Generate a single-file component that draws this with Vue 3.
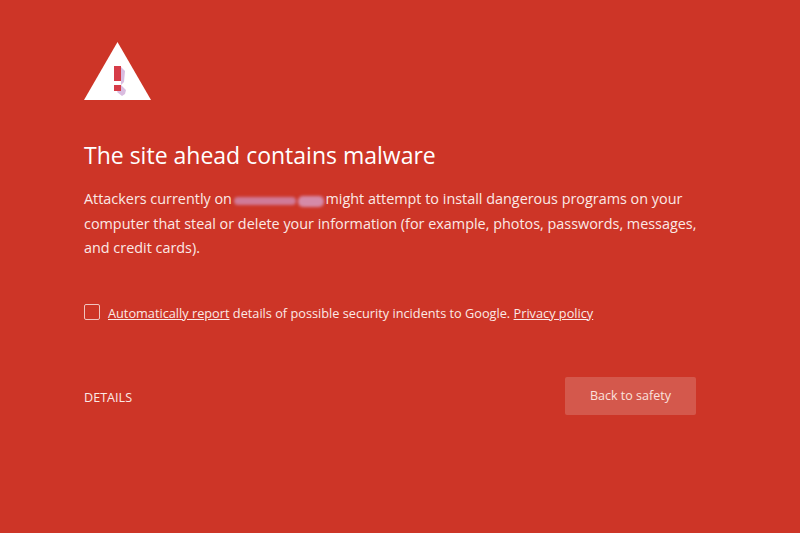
<template>
  <div class="page">
    <div class="warning">
      <svg class="icon" width="67" height="58" viewBox="0 0 67 58">
        <path d="M33.5 0L67 58H0z" fill="#fff" />
        <path class="shade" d="M37 25l4 4-1 11-3 3zM37 43l5 5-1 4-3 2-5-4z" fill="#d9bce0" />
        <rect x="30" y="24" width="7" height="15" fill="#d63c48" />
        <rect x="30" y="43" width="7" height="6" fill="#d63c48" />
      </svg>
      <h1>The site ahead contains malware</h1>
      <p class="message">
        Attackers currently on <span class="blurred"><i class="blur-a"></i><i class="blur-b"></i></span> might attempt to install dangerous programs on your<br />
        computer that steal or delete your information (for example, photos, passwords, messages,<br />
        and credit cards).
      </p>
      <div class="report">
        <span class="checkbox"></span>
        <span class="report-text"><a>Automatically report</a> details of possible security incidents to Google. <a>Privacy policy</a></span>
      </div>
      <div class="actions">
        <span class="details">DETAILS</span>
        <button class="back">Back to safety</button>
      </div>
    </div>
  </div>
</template>

<script setup>
</script>

<style>
html, body {
  margin: 0;
  background: #cd3527;
}
</style>

<style scoped>
.page {
  height: 533px;
  background: #cd3527;
  color: #fff;
  font-family: "Open Sans", "Noto Sans", sans-serif;
  overflow: hidden;
}

.warning {
  width: 612px;
  padding: 42px 0 0 84px;
}

.icon {
  display: block;
}

.shade {
  filter: blur(0.6px);
}

h1 {
  margin: 39px 0 0;
  font-size: 23px;
  line-height: 32px;
  font-weight: 400;
}

.message {
  margin: 16px 0 0;
  font-size: 14.4px;
  line-height: 24.5px;
  color: #fbe9e6;
  white-space: nowrap;
}

.blurred {
  display: inline-flex;
  align-items: center;
  gap: 2px;
  width: 90px;
  height: 12px;
  margin: 0 -2px;
  vertical-align: -1px;
  filter: blur(1.5px);
}

.blur-a {
  width: 62px;
  height: 8px;
  border-radius: 4px;
  background: #d07a98;
}

.blur-b {
  width: 26px;
  height: 11px;
  border-radius: 5px;
  background: #d58aa8;
}

.report {
  display: flex;
  align-items: center;
  gap: 8px;
  margin-top: 42px;
}

.checkbox {
  width: 14px;
  height: 14px;
  margin-bottom: 2px;
  border: 1px solid #f0c4bf;
  border-radius: 2px;
  flex: none;
}

.report-text {
  font-size: 12.74px;
  line-height: 20px;
  color: #fbe9e6;
}

.report-text a {
  text-decoration: underline;
}

.actions {
  display: flex;
  justify-content: space-between;
  align-items: center;
  margin-top: 54px;
}

.details {
  padding-top: 3px;
  font-size: 12.6px;
  color: #fbe9e6;
}

.back {
  width: 131px;
  height: 38px;
  border: none;
  border-radius: 2px;
  background: #d4584c;
  color: #fbe1dd;
  font-family: inherit;
  font-size: 12.5px;
}
</style>
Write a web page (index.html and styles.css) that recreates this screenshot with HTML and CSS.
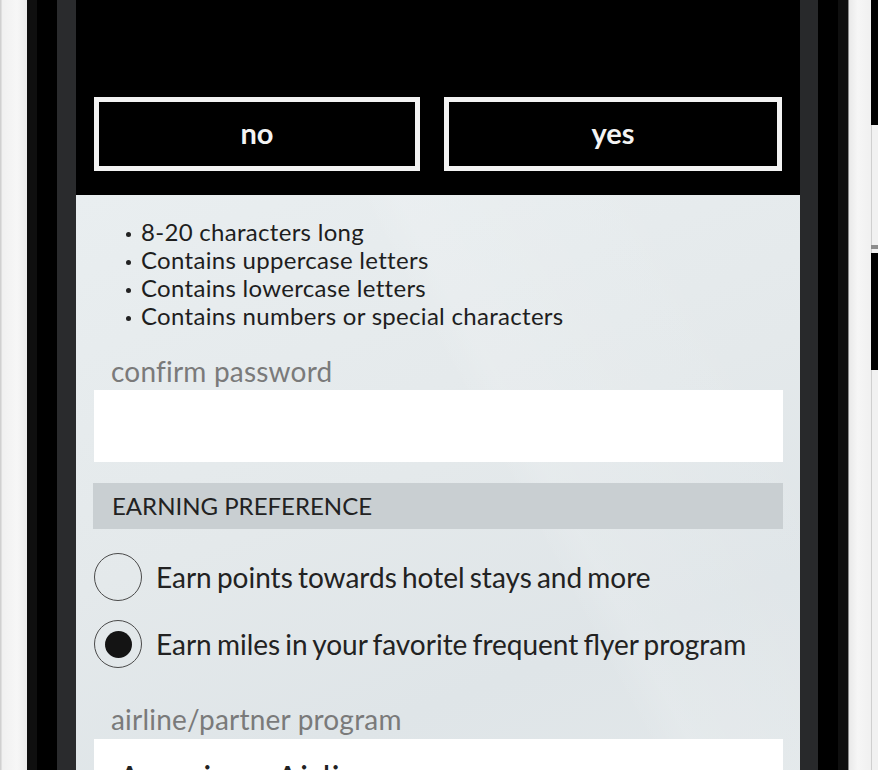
FILE: index.html
```html
<!DOCTYPE html>
<html lang="en">
<head>
<meta charset="utf-8">
<title>Earning preference</title>
<link rel="stylesheet" href="styles.css">
</head>
<body>
<div class="device">
  <div class="bezel bezel-left">
    <div class="edge-l"></div>
    <div class="case"></div>
    <div class="band band-a"></div>
    <div class="band band-b"></div>
    <div class="band band-c"></div>
  </div>

  <main class="screen">
    <div class="dialog-actions">
      <button class="btn btn-no" type="button">no</button>
      <button class="btn btn-yes" type="button">yes</button>
    </div>

    <section class="form">
      <ul class="rules">
        <li>8-20 characters long</li>
        <li>Contains uppercase letters</li>
        <li>Contains lowercase letters</li>
        <li>Contains numbers or special characters</li>
      </ul>

      <div class="field-label label-confirm">confirm password</div>
      <div class="input input-confirm"></div>

      <div class="section-bar">EARNING PREFERENCE</div>

      <div class="radio-list">
        <div class="radio-row">
          <span class="radio"></span>
          <span class="radio-text">Earn points towards hotel stays and more</span>
        </div>
        <div class="radio-row">
          <span class="radio checked"></span>
          <span class="radio-text">Earn miles in your favorite frequent flyer program</span>
        </div>
      </div>

      <div class="field-label label-airline">airline/partner program</div>
      <div class="input input-airline">American Airlines</div>
    </section>
  </main>

  <div class="bezel bezel-right">
    <div class="band band-c r"></div>
    <div class="band band-b"></div>
    <div class="band band-a"></div>
    <div class="seam"></div>
    <div class="case case-r"></div>
    <div class="edge-r">
      <div class="key key-top"></div>
      <div class="key-gap"></div>
      <div class="key-dash"></div>
      <div class="key key-mid"></div>
    </div>
  </div>
</div>
</body>
</html>
```

FILE: styles.css
```css
html, body {
  margin: 0;
  padding: 0;
  background: #f2f2f2;
}

body {
  width: 878px;
  height: 770px;
  overflow: hidden;
  font-family: Lato, "Open Sans", sans-serif;
}

.device {
  display: flex;
  height: 770px;
}

.bezel {
  display: flex;
  height: 100%;
}

.edge-l {
  width: 2px;
  background: linear-gradient(90deg, #c9c9c9, #e6e6e6);
}

.case {
  width: 25px;
  background: linear-gradient(90deg, #f0f0f0, #f7f7f7 60%, #ececec);
}

.band-a {
  width: 10px;
  background: #0f0f0f;
}

.band-b {
  width: 20px;
  background: #000;
}

.band-c {
  width: 19px;
  background: #2a2b2d;
}

.band-c.r {
  width: 18px;
  background: #28292b;
}

.seam {
  width: 1px;
  background: #8a8a8a;
}

.case-r {
  width: 22px;
  background: linear-gradient(90deg, #e9e9e9, #f6f6f6 40%, #f0f0f0);
}

.edge-r {
  width: 7px;
  display: flex;
  flex-direction: column;
  background: #f1f1f1;
  border-left: 1px solid #cfcfcf;
  box-sizing: border-box;
}

.key {
  background: #000;
  margin-left: -1px;
}

.key-top {
  height: 125px;
}

.key-gap {
  height: 120px;
}

.key-dash {
  height: 4px;
  background: #8d8d8d;
  margin-left: -1px;
  margin-bottom: 4px;
}

.key-mid {
  height: 117px;
}

/* screen */
.screen {
  width: 724px;
  height: 770px;
  display: flex;
  flex-direction: column;
  overflow: hidden;
}

.dialog-actions {
  height: 195px;
  flex: none;
  box-sizing: border-box;
  background: #000;
  padding: 97px 18px 0;
  display: flex;
  gap: 24px;
  align-items: flex-start;
}

.btn {
  height: 74px;
  box-sizing: border-box;
  border: 5px solid #f3f3f3;
  background: #000;
  color: #f3f3f3;
  font-family: Lato, sans-serif;
  font-weight: 700;
  font-size: 29px;
  padding: 0 0 4px;
  margin: 0;
}

.btn-no {
  width: 326px;
}

.btn-yes {
  width: 338px;
}

.form {
  flex: 1;
  padding: 0 17px 0 18px;
  background:
    linear-gradient(62deg, rgba(255,255,255,0) 58%, rgba(255,255,255,0.12) 62%, rgba(255,255,255,0) 88%),
    linear-gradient(160deg, #e9eef0 0%, #e4e9eb 45%, #dfe5e8 72%, #e3e8ea 100%);
}

.rules {
  list-style: none;
  margin: 0;
  padding: 23px 0 0 32px;
  font-size: 24px;
  letter-spacing: 0.3px;
  line-height: 28px;
  color: #1e1e1e;
}

.rules li {
  position: relative;
  padding-left: 15px;
}

.rules li::before {
  content: "";
  position: absolute;
  left: 0;
  top: 14px;
  width: 5px;
  height: 5px;
  border-radius: 50%;
  background: #222;
}

.field-label {
  font-size: 28px;
  letter-spacing: 0.2px;
  color: #7a7a7a;
  padding-left: 17px;
  line-height: 31px;
}

.label-confirm {
  margin-top: 26px;
}

.input {
  background: #fff;
  height: 72px;
  margin-top: 3px;
}

.section-bar {
  margin-top: 21px;
  height: 46px;
  line-height: 46px;
  background: #c9cfd2;
  color: #222;
  font-size: 24px;
  padding-left: 19px;
  margin-left: -1px;
}

.radio-list {
  margin-top: 24px;
  display: flex;
  flex-direction: column;
  gap: 19px;
}

.radio-row {
  display: flex;
  align-items: center;
  gap: 14px;
}

.radio {
  width: 48px;
  height: 48px;
  box-sizing: border-box;
  border: 1.5px solid #4a4a4a;
  border-radius: 50%;
  display: flex;
  align-items: center;
  justify-content: center;
  flex: none;
}

.radio.checked::after {
  content: "";
  width: 27px;
  height: 27px;
  border-radius: 50%;
  background: #141414;
}

.radio-text {
  font-size: 28px;
  word-spacing: -2px;
  color: #222;
  line-height: 31px;
}

.label-airline {
  margin-top: 36px;
}

.input-airline {
  height: 80px;
  margin-top: 4px;
  box-sizing: border-box;
  padding: 19px 0 0 24px;
  font-size: 34px;
  letter-spacing: 1px;
  line-height: 40px;
  color: #222;
}
```
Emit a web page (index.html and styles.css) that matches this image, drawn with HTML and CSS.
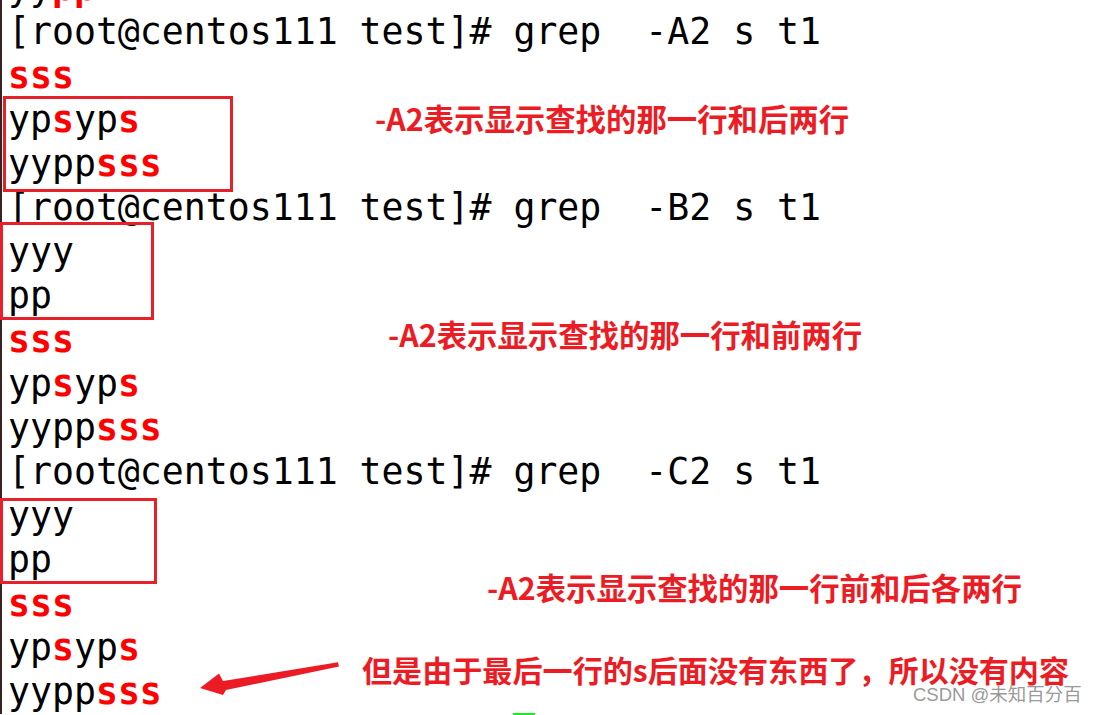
FILE: index.html
```html
<!DOCTYPE html>
<html lang="zh-CN">
<head>
<meta charset="utf-8">
<title>grep -A -B -C</title>
<link rel="stylesheet" href="styles.css">
</head>
<body>
<div class="screen">
  <div class="term">
    <div class="ln">yy<b class="hl">pp</b></div>
    <div class="ln">[root@centos111 test]# grep  -A2 s t1</div>
    <div class="ln"><b class="hl">sss</b></div>
    <div class="ln">yp<b class="hl">s</b>yp<b class="hl">s</b></div>
    <div class="ln">yypp<b class="hl">sss</b></div>
    <div class="ln">[root@centos111 test]# grep  -B2 s t1</div>
    <div class="ln">yyy</div>
    <div class="ln">pp</div>
    <div class="ln"><b class="hl">sss</b></div>
    <div class="ln">yp<b class="hl">s</b>yp<b class="hl">s</b></div>
    <div class="ln">yypp<b class="hl">sss</b></div>
    <div class="ln">[root@centos111 test]# grep  -C2 s t1</div>
    <div class="ln">yyy</div>
    <div class="ln">pp</div>
    <div class="ln"><b class="hl">sss</b></div>
    <div class="ln">yp<b class="hl">s</b>yp<b class="hl">s</b></div>
    <div class="ln">yypp<b class="hl">sss</b></div>
  </div>

  <div class="box box1"></div>
  <div class="box box2"></div>
  <div class="box box3"></div>

  <p class="note n1">-A2表示显示查找的那一行和后两行</p>
  <p class="note n2">-A2表示显示查找的那一行和前两行</p>
  <p class="note n3">-A2表示显示查找的那一行前和后各两行</p>
  <p class="note n4">但是由于最后一行的s后面没有东西了，所以没有内容</p>

  <svg class="arrow" width="150" height="45" viewBox="0 0 150 45">
    <polygon points="143,7.3 28,26 24,18.5 5,33 28,40 31,35 144,11.5" fill="#ec1c24"/>
  </svg>

  <div class="watermark">CSDN @未知百分百</div>
  <div class="greenmark"></div>
</div>
</body>
</html>
```

FILE: styles.css
```css
html, body {
  margin: 0;
  padding: 0;
  background: #ffffff;
}

.screen {
  position: relative;
  width: 1100px;
  height: 715px;
  overflow: hidden;
  background: #ffffff;
}

.term {
  margin-top: -34px;
  padding-left: 6px;
  border-left: 2px solid #3a2222;
  font-family: "DejaVu Sans Mono", "Liberation Mono", monospace;
  font-size: 36.5px;
  line-height: 44px;
  color: #000000;
}

.ln {
  height: 44px;
  white-space: pre;
}

.hl {
  color: #ff0000;
  font-weight: bold;
}

.box {
  position: absolute;
  border: 3px solid #e8202a;
  box-sizing: border-box;
}

.box1 {
  left: 3px;
  top: 96px;
  width: 230px;
  height: 96px;
}

.box2 {
  left: 0;
  top: 222px;
  width: 154px;
  height: 98px;
}

.box3 {
  left: 0;
  top: 498px;
  width: 157px;
  height: 86px;
}

.note {
  position: absolute;
  margin: 0;
  font-family: "Noto Sans CJK SC", "Noto Sans", sans-serif;
  font-weight: bold;
  font-size: 30.4px;
  line-height: 30px;
  color: #ec1c24;
  white-space: nowrap;
}

.n1 { left: 375px; top: 103px; }
.n2 { left: 388px; top: 319px; }
.n3 { left: 487px; top: 572px; }
.n4 { left: 362px; top: 654px; font-size: 30.1px; }

.arrow {
  position: absolute;
  left: 195px;
  top: 655px;
}

.watermark {
  position: absolute;
  left: 913px;
  top: 684px;
  font-family: "Liberation Sans", "Noto Sans CJK SC", sans-serif;
  font-size: 18.5px;
  line-height: 22px;
  color: #9a9a9a;
  white-space: nowrap;
}

.greenmark {
  position: absolute;
  left: 513px;
  top: 713px;
  width: 22px;
  height: 2px;
  background: #1fe81f;
}
```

**Task objective:** From the data, list each line in which the string "that" appears.

**Correct response:**
Generate a single-file component that draws this with Vue 3.
        computer that steal or delete your information (for example, photos, passwords, messages,<br />
Write a web page (index.html and styles.css) that recreates this screenshot with HTML and CSS.
Emit a web page (index.html and styles.css) that matches this image, drawn with HTML and CSS.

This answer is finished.